Discover the Language of Umami

At the heart of this immersive experience is a guided tasting of multiple dashi varieties, each brewed with a different ratio of kombu and katsuobushi—or different parts of each ingredient. Through this exploration, participants begin to “read” flavor the way one might read a poem: subtle, layered, emotional. A rich, round broth. A delicate, sharp one. A smoky depth. A soft ocean note.



Before tasting, guests watch an educational video—available in English and Japanese—that explores the science and history of dashi. They learn about the traditional tools, extraction timing, and the molecular dance of glutamates and inosinates that give dashi its signature depth.



The result is not just a culinary activity, but a journey into the invisible structure of Japanese taste—an invitation to listen to what the broth is saying.

Taste. Learn. Reflect.

The experience continues with a seasonal kaiseki meal, where each dish has been thoughtfully prepared to complement and highlight the broths sampled. Set in a heritage townhouse—once used as a refuge by an imperial consort during the Hamaguri Gate Rebellion of 1864—the meal is not merely food, but a dialogue between tradition and taste.

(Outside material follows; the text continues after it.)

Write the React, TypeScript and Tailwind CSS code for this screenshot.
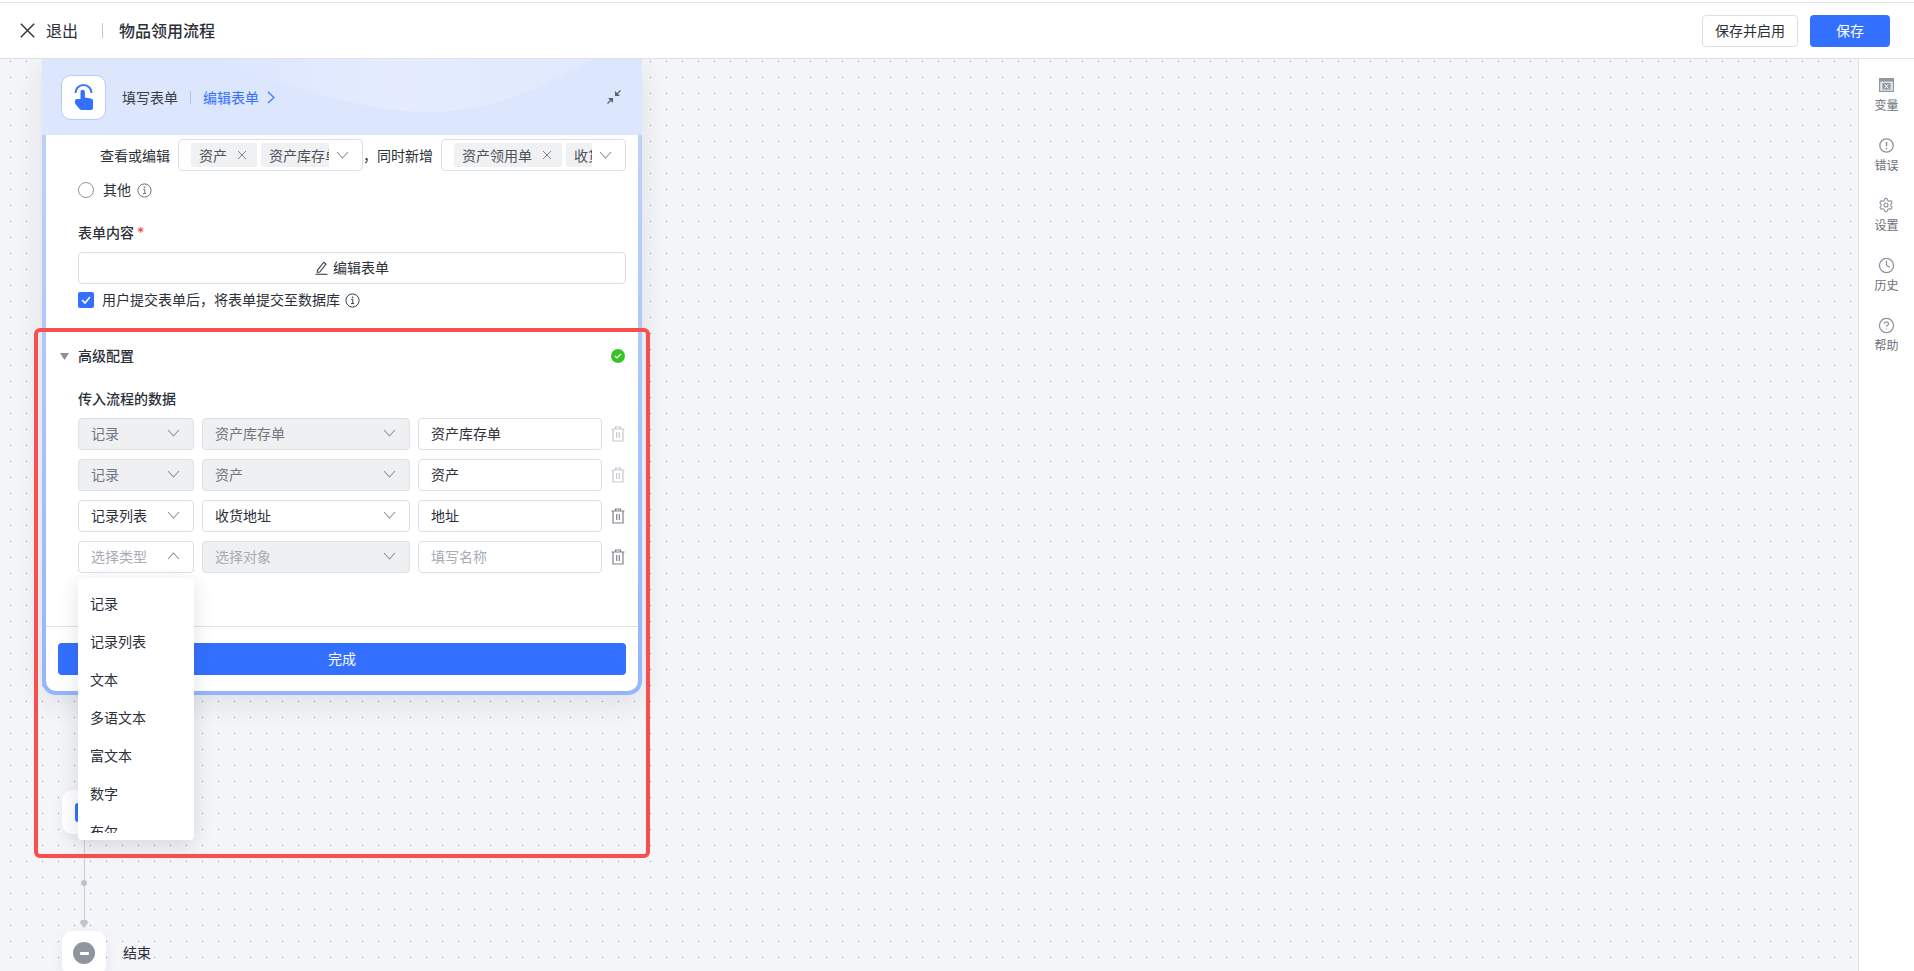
import React from 'react';
import { Settings, CircleHelp, Clock } from 'lucide-react';

const FONT = "font-['Inter','Noto_Sans_CJK_SC',sans-serif]";

const Chevron = ({ up = false }: { up?: boolean }) => (
  <svg width="13" height="8" viewBox="0 0 13 8" fill="none" className="shrink-0 text-[#8b919b]">
    <path d={up ? 'M1 7l5.5-6L12 7' : 'M1 1l5.5 6L12 1'} stroke="currentColor" strokeWidth="1.1" />
  </svg>
);

const SmallX = () => (
  <svg width="10" height="10" viewBox="0 0 10 10" fill="none" className="shrink-0">
    <path d="M1 1l8 8M9 1L1 9" stroke="#7d838d" strokeWidth="1" />
  </svg>
);

const InfoIcon = ({ color }: { color: string }) => (
  <svg width="15" height="15" viewBox="0 0 15 15" fill="none" className="shrink-0">
    <circle cx="7.5" cy="7.5" r="6.6" stroke={color} strokeWidth="1" />
    <circle cx="7.5" cy="4.4" r="0.8" fill={color} />
    <path d="M6.3 6.5h1.5v4M6 10.6h3.2" stroke={color} strokeWidth="1" />
  </svg>
);

const TrashIcon = ({ color }: { color: string }) => (
  <svg width="14" height="16" viewBox="0 0 14 16" fill="none" className="ml-[1px] shrink-0">
    <path d="M0.5 3h13M4.5 3V1h5v2M2 3v12h10V3M5.7 6v6M8.3 6v6" stroke={color} strokeWidth="1.2" />
  </svg>
);

const Tag = ({ text, closable = true }: { text: string; closable?: boolean }) => (
  <span className="flex h-6 shrink-0 items-center rounded-[2px] bg-[#f0f1f3] pl-2 pr-2.5 text-[14px] text-[#4b5159]">
    <span className="whitespace-nowrap">{text}</span>
    {closable && <span className="ml-2.5"><SmallX /></span>}
  </span>
);

const TagSelect = ({ tags, width }: { tags: React.ReactNode; width: string }) => (
  <div className={`flex h-8 items-center rounded-[4px] border border-[#dcdfe4] bg-white pl-3 pr-[13px] ${width}`}>
    <div className="flex min-w-0 flex-1 gap-1 overflow-hidden">{tags}</div>
    <span className="ml-[7px]"><Chevron /></span>
  </div>
);

const Select = ({
  text,
  width,
  disabled = false,
  placeholder = false,
  up = false,
}: {
  text: string;
  width: string;
  disabled?: boolean;
  placeholder?: boolean;
  up?: boolean;
}) => (
  <div
    className={`flex h-8 items-center justify-between rounded-[4px] border border-[#dcdfe4] pb-[2px] pl-3 pr-[13px] text-[14px] ${width} ${
      disabled ? 'bg-[#eff0f2]' : 'bg-white'
    } ${placeholder ? 'text-[#a8adb5]' : disabled ? 'text-[#71767f]' : 'text-[#2c3038]'}`}
  >
    <span>{text}</span>
    <Chevron up={up} />
  </div>
);

const rows = [
  { type: '记录', obj: '资产库存单', name: '资产库存单', locked: true },
  { type: '记录', obj: '资产', name: '资产', locked: true },
  { type: '记录列表', obj: '收货地址', name: '地址', locked: false },
];

const options = ['记录', '记录列表', '文本', '多语文本', '富文本', '数字', '布尔'];

const sideItems: { label: string; icon: React.ReactNode }[] = [
  {
    label: '变量',
    icon: (
      <svg width="15" height="14" viewBox="0 0 15 14" fill="none">
        <path d="M0 0h15v14H0z" fill="#9298a3" />
        <path d="M1.2 3.6h12.6v9.2H1.2z" fill="#e6e7ea" />
        <path d="M3.4 5h8.2v6.6H3.4z" fill="#9298a3" />
        <path d="M5.6 6.2l3.8 4.2M9.4 6.2l-3.8 4.2" stroke="#fff" strokeWidth="1" />
      </svg>
    ),
  },
  {
    label: '错误',
    icon: (
      <svg width="15" height="15" viewBox="0 0 15 15" fill="none">
        <circle cx="7.5" cy="7.5" r="6.7" stroke="#8e939d" strokeWidth="1.3" />
        <path d="M7.5 3.8v4.6" stroke="#8e939d" strokeWidth="1.5" />
        <circle cx="7.5" cy="10.6" r="0.9" fill="#8e939d" />
      </svg>
    ),
  },
  { label: '设置', icon: <Settings size={16} strokeWidth={1.7} color="#8e939d" /> },
  { label: '历史', icon: <Clock size={17} strokeWidth={1.8} color="#8e939d" /> },
  { label: '帮助', icon: <CircleHelp size={17} strokeWidth={1.8} color="#8e939d" /> },
];

export default function App() {
  return (
    <div className={`flex h-screen w-full flex-col overflow-hidden bg-white text-[14px] text-[#2c3038] ${FONT}`}>
      <header className="mt-[2px] flex h-[57px] shrink-0 items-center border-y border-[#dfe1e5] bg-white pl-5 pr-6">
        <svg width="15" height="15" viewBox="0 0 15 15" fill="none">
          <path d="M0.8 0.8l13.4 13.4M14.2 0.8L0.8 14.2" stroke="#2c3038" strokeWidth="1.4" />
        </svg>
        <span className="ml-[11px] text-[16px]">退出</span>
        <span className="ml-6 h-[15px] w-px bg-[#c4c7cd]" />
        <span className="ml-4 text-[16px] font-medium">物品领用流程</span>
        <button className="ml-auto h-8 w-24 rounded-[4px] border border-[#dcdfe4] bg-white text-[14px] text-[#2c3038]">保存并启用</button>
        <button className="ml-3 h-8 w-20 rounded-[4px] bg-[#3370ff] text-[14px] text-white">保存</button>
      </header>

      <div className="flex min-h-0 flex-1">
        <main className="relative min-w-0 flex-1 overflow-hidden bg-[#f4f5f8] bg-[radial-gradient(circle_at_8.5px_8.5px,#8a8f98_0.5px,transparent_0.8px)] bg-[length:16px_16px] bg-[position:2px_-6px]">
          {/* 节点: 被下拉层挡住的那个 */}
          <div className="absolute left-[62px] top-[731px] flex h-[44px] w-[44px] items-center rounded-[10px] bg-white pl-[13px] shadow-[0_4px_14px_rgba(0,0,0,0.06)]">
            <span className="h-[19px] w-[20px] rounded-[3px] bg-[#3370ff]" />
          </div>

          {/* 连线 */}
          <div className="absolute left-[83.5px] top-[775px] h-[93px] w-px bg-[#c9ccd2]" />
          <div className="absolute left-[81px] top-[821px] h-[6px] w-[6px] rounded-full bg-[#bfc3c9]" />
          <svg width="8" height="8" viewBox="0 0 8 8" className="absolute left-[80px] top-[861px]">
            <path d="M1 0h6l1 3-4 5-4-5z" fill="#c2c5cb" />
          </svg>

          {/* 结束 */}
          <div className="absolute left-[62px] top-[872px] flex items-center">
            <div className="flex h-[44px] w-[44px] items-center justify-center rounded-[10px] bg-white shadow-[0_4px_14px_rgba(0,0,0,0.06)]">
              <span className="flex h-[22px] w-[22px] items-center justify-center rounded-full bg-[#8f949f]">
                <span className="h-[3px] w-[9px] rounded-[1px] bg-white" />
              </span>
            </div>
            <span className="ml-[17px] -translate-y-px text-[14px]">结束</span>
          </div>

          {/* 当前展开的节点卡片 */}
          <div className="absolute left-[42px] top-0 w-[600px] rounded-b-[14px] bg-gradient-to-b from-[#c3d5fb] to-[#94b4ff] shadow-[0_8px_28px_rgba(30,40,70,0.1)]">
            <div className="relative flex h-[76px] items-center overflow-hidden bg-[#dce6fd] pl-[19px] pr-[21px]">
              <svg width="600" height="76" viewBox="0 0 600 76" fill="none" className="absolute left-0 top-0">
                <defs>
                  <linearGradient id="wave" x1="0" y1="0" x2="1" y2="0">
                    <stop offset="0" stopColor="#e4ecfe" stopOpacity="0" />
                    <stop offset="0.45" stopColor="#e4ecfe" />
                    <stop offset="1" stopColor="#e1e9fe" />
                  </linearGradient>
                </defs>
                <path d="M180 0v4C260 34 340 54 392 53 450 51 500 30 552 0z" fill="url(#wave)" />
              </svg>
              <div className="relative flex h-[45px] w-[45px] items-center justify-center rounded-[10px] border border-[#b6cbfb] bg-white">
                <svg width="20" height="28" viewBox="0 0 20 28" fill="none">
                  <path d="M1.5 10a8 8 0 0 1 16 0" stroke="#3f7afc" strokeWidth="2.2" fill="none" />
                  <path d="M6.5 9a2.2 2.2 0 0 1 4.4 0v5.4l6 1a2.4 2.4 0 0 1 2.1 2.4V25a2 2 0 0 1-2 2H7.5a2 2 0 0 1-1.6-.8L1.4 21A2.4 2.4 0 0 1 1 19.6V18a2 2 0 0 1 2-2h3.500z" fill="#3370ff" />
                </svg>
              </div>
              <span className="relative ml-[16px] text-[14px] text-[#3a3f47]">填写表单</span>
              <span className="relative ml-3 h-[13px] w-px bg-[#bcc3d0]" />
              <span className="relative ml-3 text-[14px] text-[#3370ff]">编辑表单</span>
              <svg width="8" height="13" viewBox="0 0 8 13" fill="none" className="relative ml-2">
                <path d="M1 1l6 5.5L1 12" stroke="#3370ff" strokeWidth="1.1" />
              </svg>
              <svg width="14" height="14" viewBox="0 0 14 14" fill="none" className="relative ml-auto">
                <path d="M13.500 0.500L10 4" stroke="#5b6270" strokeWidth="1.3" />
                <path d="M8 1v5h5z" fill="#5b6270" />
                <path d="M0.500 13.500L4 10" stroke="#5b6270" strokeWidth="1.3" />
                <path d="M6 13V8H1z" fill="#5b6270" />
              </svg>
            </div>

            <div className="px-1 pb-1">
              <div className="rounded-b-[10px] bg-white pt-1">
                {/* 查看或编辑 */}
                <div className="flex items-center pl-[54px]">
                  <span className="w-[78px]">查看或编辑</span>
                  <TagSelect
                    width="w-[185px]"
                    tags={
                      <>
                        <Tag text="资产" />
                        <Tag text="资产库存单" closable={false} />
                      </>
                    }
                  />
                  <span className="w-[78px] whitespace-nowrap">，同时新增</span>
                  <TagSelect
                    width="w-[185px]"
                    tags={
                      <>
                        <Tag text="资产领用单" />
                        <Tag text="收货地址" closable={false} />
                      </>
                    }
                  />
                </div>

                <div className="mt-2 flex h-[22px] items-center pl-8">
                  <span className="h-4 w-4 rounded-full border border-[#8f949f] bg-white" />
                  <span className="ml-[9px] -translate-y-px">其他</span>
                  <span className="ml-[6px]"><InfoIcon color="#6f7580" /></span>
                </div>

                <div className="mt-[21px] flex h-[22px] -translate-y-px items-center pl-8 font-medium">
                  表单内容<span className="ml-[3px] text-[#f54a45]">*</span>
                </div>

                <div className="ml-8 mr-3 mt-2 flex h-8 items-center justify-center rounded-[4px] border border-[#dcdfe4] bg-white">
                  <svg width="13" height="14" viewBox="0 0 13 14" fill="none" className="shrink-0">
                    <path d="M2.500 9.200L8.800 1.200 11 3 4.800 11 2.300 11.300z" stroke="#3a3f47" strokeWidth="1.1" />
                    <path d="M0.500 13.300h12" stroke="#3a3f47" strokeWidth="1.1" />
                  </svg>
                  <span className="ml-[5px] -translate-y-px">编辑表单</span>
                </div>

                <div className="mt-[5px] flex h-[22px] items-center pl-8">
                  <span className="flex h-4 w-4 items-center justify-center rounded-[2px] bg-[#3370ff]">
                    <svg width="10" height="8" viewBox="0 0 10 8" fill="none">
                      <path d="M1 4l3 3 5-6" stroke="#fff" strokeWidth="1.6" />
                    </svg>
                  </span>
                  <span className="ml-2 -translate-y-px">用户提交表单后，将表单提交至数据库</span>
                  <span className="ml-[5px]"><InfoIcon color="#3a3f47" /></span>
                </div>

                {/* 高级配置 */}
                <div className="mt-[34px] flex h-[22px] items-center pl-[14px] pr-[13px]">
                  <svg width="9" height="7" viewBox="0 0 9 7" className="shrink-0">
                    <path d="M0 0h9L4.5 7z" fill="#8b919b" />
                  </svg>
                  <span className="ml-[9px] -translate-y-px font-medium">高级配置</span>
                  <span className="ml-auto flex h-[14px] w-[14px] items-center justify-center rounded-full bg-[#35c424]">
                    <svg width="8" height="6" viewBox="0 0 8 6" fill="none">
                      <path d="M1 3l2 2 4-4" stroke="#fff" strokeWidth="1.2" />
                    </svg>
                  </span>
                </div>

                <div className="mt-[21px] h-[22px] pl-8 font-medium leading-[22px]">传入流程的数据</div>

                <div className="mt-2 flex flex-col gap-[9px] pl-8">
                  {rows.map((r) => (
                    <div key={r.obj} className="flex items-center gap-2">
                      <Select text={r.type} width="w-[116px]" disabled={r.locked} />
                      <Select text={r.obj} width="w-[208px]" disabled={r.locked} />
                      <div className="flex h-8 w-[184px] items-center rounded-[4px] border border-[#dcdfe4] bg-white pb-[2px] pl-3 text-[#2c3038]">{r.name}</div>
                      <TrashIcon color={r.locked ? '#c6c9cf' : '#7d838d'} />
                    </div>
                  ))}
                  <div className="flex items-center gap-2">
                    <Select text="选择类型" width="w-[116px]" placeholder up />
                    <Select text="选择对象" width="w-[208px]" placeholder disabled />
                    <div className="flex h-8 w-[184px] items-center rounded-[4px] border border-[#dcdfe4] bg-white pb-[2px] pl-3 text-[#a8adb5]">填写名称</div>
                    <TrashIcon color="#7d838d" />
                  </div>
                </div>

                <div className="mt-[53px] border-t border-[#dfe1e5] px-3 py-4">
                  <button className="h-8 w-full rounded-[4px] bg-[#3370ff] pb-[2px] text-[14px] text-white">完成</button>
                </div>
              </div>
            </div>
          </div>

          {/* 下拉层 */}
          <div className="absolute left-[78px] top-[519px] h-[262px] w-[116px] overflow-hidden rounded-[4px] bg-white shadow-[0_6px_20px_rgba(30,40,70,0.14)]">
            <div className="h-[255px] overflow-hidden pl-3 pt-[6px]">
              {options.map((o) => (
                <div key={o} className="flex h-[38px] items-center text-[14px] text-[#2c3038]">{o}</div>
              ))}
            </div>
          </div>

          {/* 红框标注 */}
          <div className="pointer-events-none absolute left-[34px] top-[269px] h-[530px] w-[616px] rounded-[6px] border-4 border-[#f84e4e]" />
        </main>

        <aside className="flex w-[56px] shrink-0 flex-col items-center border-l border-[#dfe1e5] bg-white pt-[17px]">
          {sideItems.map((s) => (
            <div key={s.label} className="flex h-[60px] flex-col items-center">
              <div className="flex h-[18px] items-center">{s.icon}</div>
              <span className="mt-[2px] text-[12px] leading-[20px] text-[#6b7079]">{s.label}</span>
            </div>
          ))}
        </aside>
      </div>
    </div>
  );
}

Guests sit on tatami floors, surrounded by wooden beams and gentle light, savoring Kyoto’s natural abundance with new awareness. Throughout the meal, chefs and staff provide commentary on the ingredients, the seasonal logic of the menu, and the ways dashi interplays with each bite.



Before leaving, guests select their favorite broth and receive a take-home pack—a flavor memory, lovingly preserved.

Dashi as a Cultural Compass

In Japan, dashi is not simply an ingredient. It is an ethical and aesthetic principle: to draw out the best of what is already present, never to overwhelm. It teaches us to honor subtlety, to value restraint, and to approach food—and life—with humility and care.



Through this experience, dashi becomes more than something tasted. It becomes something understood.